Worse, when you’re putting away everything, you’ll be the scrambling to identify which cap goes with what jar. Why not do away with the confusion? If you’re using uniformly-sized jars, a cap is a cap is a cap. So, again, label the jars and not the caps.
Useful is the standard. “Pretty” is just an accessory.
On Pinterest, I’ve seen photos of spice jar labels that are, well… Obviously STAGED to make a visual impact rather than offer real value. Soooooo pretty but, sadly, pretty useless too.
For example. Labels with white cursive text on black background. Spidery cursive text at that! Really? Are those labels really for kitchen organizing or for photography? Personally, I like pretty but I abhor useless more than I like pretty.

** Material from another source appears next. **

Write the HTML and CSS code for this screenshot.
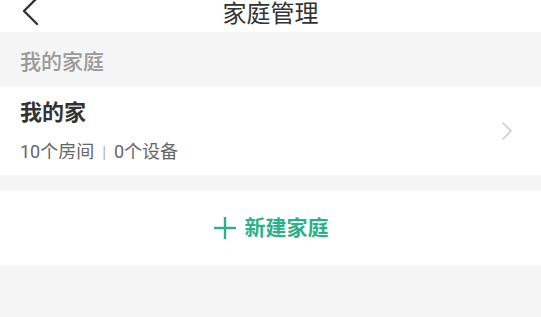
FILE: index.html
```html
<!DOCTYPE html>
<html lang="zh-CN">
<head>
<meta charset="utf-8">
<title>家庭管理</title>
<link rel="stylesheet" href="styles.css">
</head>
<body>
<header class="topbar">
  <div class="topbar-left">
    <svg class="back-icon" width="18" height="30" viewBox="0 0 18 30" aria-hidden="true">
      <polyline points="15,1 2,14 15,27" fill="none" stroke="#333" stroke-width="2.4" stroke-linecap="round" stroke-linejoin="round"/>
    </svg>
  </div>
  <h1 class="topbar-title">家庭管理</h1>
  <div class="topbar-right"></div>
</header>

<div class="section-label">我的家庭</div>

<div class="home-card">
  <div class="home-info">
    <div class="home-name">我的家</div>
    <div class="home-meta"><span>10个房间</span><span class="sep">|</span><span>0个设备</span></div>
  </div>
  <svg class="chevron" width="12" height="20" viewBox="0 0 12 20" aria-hidden="true">
    <polyline points="2,2 10,10 2,18" fill="none" stroke="#cfcfcf" stroke-width="1.6" stroke-linecap="round" stroke-linejoin="round"/>
  </svg>
</div>

<div class="add-row">
  <svg class="plus-icon" width="24" height="24" viewBox="0 0 24 24" aria-hidden="true">
    <line x1="1" y1="12" x2="23" y2="12" stroke="#2bb08a" stroke-width="2.4"/>
    <line x1="12" y1="1" x2="12" y2="23" stroke="#2bb08a" stroke-width="2.4"/>
  </svg>
  <span class="add-text">新建家庭</span>
</div>
</body>
</html>
```

FILE: styles.css
```css
html, body {
  margin: 0;
  padding: 0;
}

body {
  background: #f5f5f5;
  font-family: Roboto, "Noto Sans CJK SC", sans-serif;
  color: #333;
  width: 541px;
  height: 317px;
  overflow: hidden;
}

.topbar {
  height: 32px;
  background: #fff;
  display: grid;
  grid-template-columns: 1fr auto 1fr;
  align-items: start;
}

.topbar-left {
  padding-left: 22px;
  margin-top: -3px;
  height: 32px;
  overflow: hidden;
}

.back-icon {
  display: block;
}

.topbar-title {
  margin: 0;
  font-size: 24px;
  font-weight: 400;
  line-height: 28px;
  color: #333;
}

.section-label {
  height: 55px;
  display: flex;
  align-items: center;
  padding-left: 20px;
  font-size: 21px;
  font-weight: 500;
  color: #999;
}

.home-card {
  background: #fff;
  height: 88px;
  display: flex;
  align-items: center;
  justify-content: space-between;
  padding: 0 28px 0 20px;
}

.home-info {
  display: flex;
  flex-direction: column;
  gap: 13px;
}

.home-name {
  font-size: 22px;
  font-weight: 700;
  line-height: 28px;
  color: #333;
}

.home-meta {
  font-size: 18px;
  line-height: 24px;
  color: #666;
  display: flex;
  align-items: center;
}

.home-meta .sep {
  margin: 0 8px;
  color: #999;
  font-size: 17px;
  font-weight: 300;
}

.chevron {
  display: block;
}

.add-row {
  margin-top: 16px;
  height: 74px;
  background: #fff;
  display: flex;
  align-items: center;
  justify-content: center;
  gap: 8px;
}

.plus-icon {
  display: block;
}

.add-text {
  font-size: 21px;
  font-weight: 700;
  color: #2bb08a;
  line-height: 28px;
}
```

It makes better sense if the labels are easy to read. No spidery cursive text and the font size large enough so you don’t have to squint to read the text.
You don’t need special equipment to make effective jar labels. If aesthetics don’t count, a strip of masking tape with the name of the product written on it using a waterproof marker will do.
If, however, you want something that’s more pleasing to the eye, try Niimbot label printer (no, this is not a sponsored post). It’s inkless, it uses waterproof and smudge-proof thermal label paper, you can select the font and adjust the font size. It’s operated and controlled through an app that you download on your phone or tablet.
If buying a gadget for the sole purpose of making labels sounds impractical or over-the-top, try sticker paper cut out using a craft puncher. You can design the label on your computer and print it out. To make the label waterproof, allow the ink to dry for several hours then paint over with crafters glue like Mod Podge. You can wash your jars before refilling without worrying that the label will come off.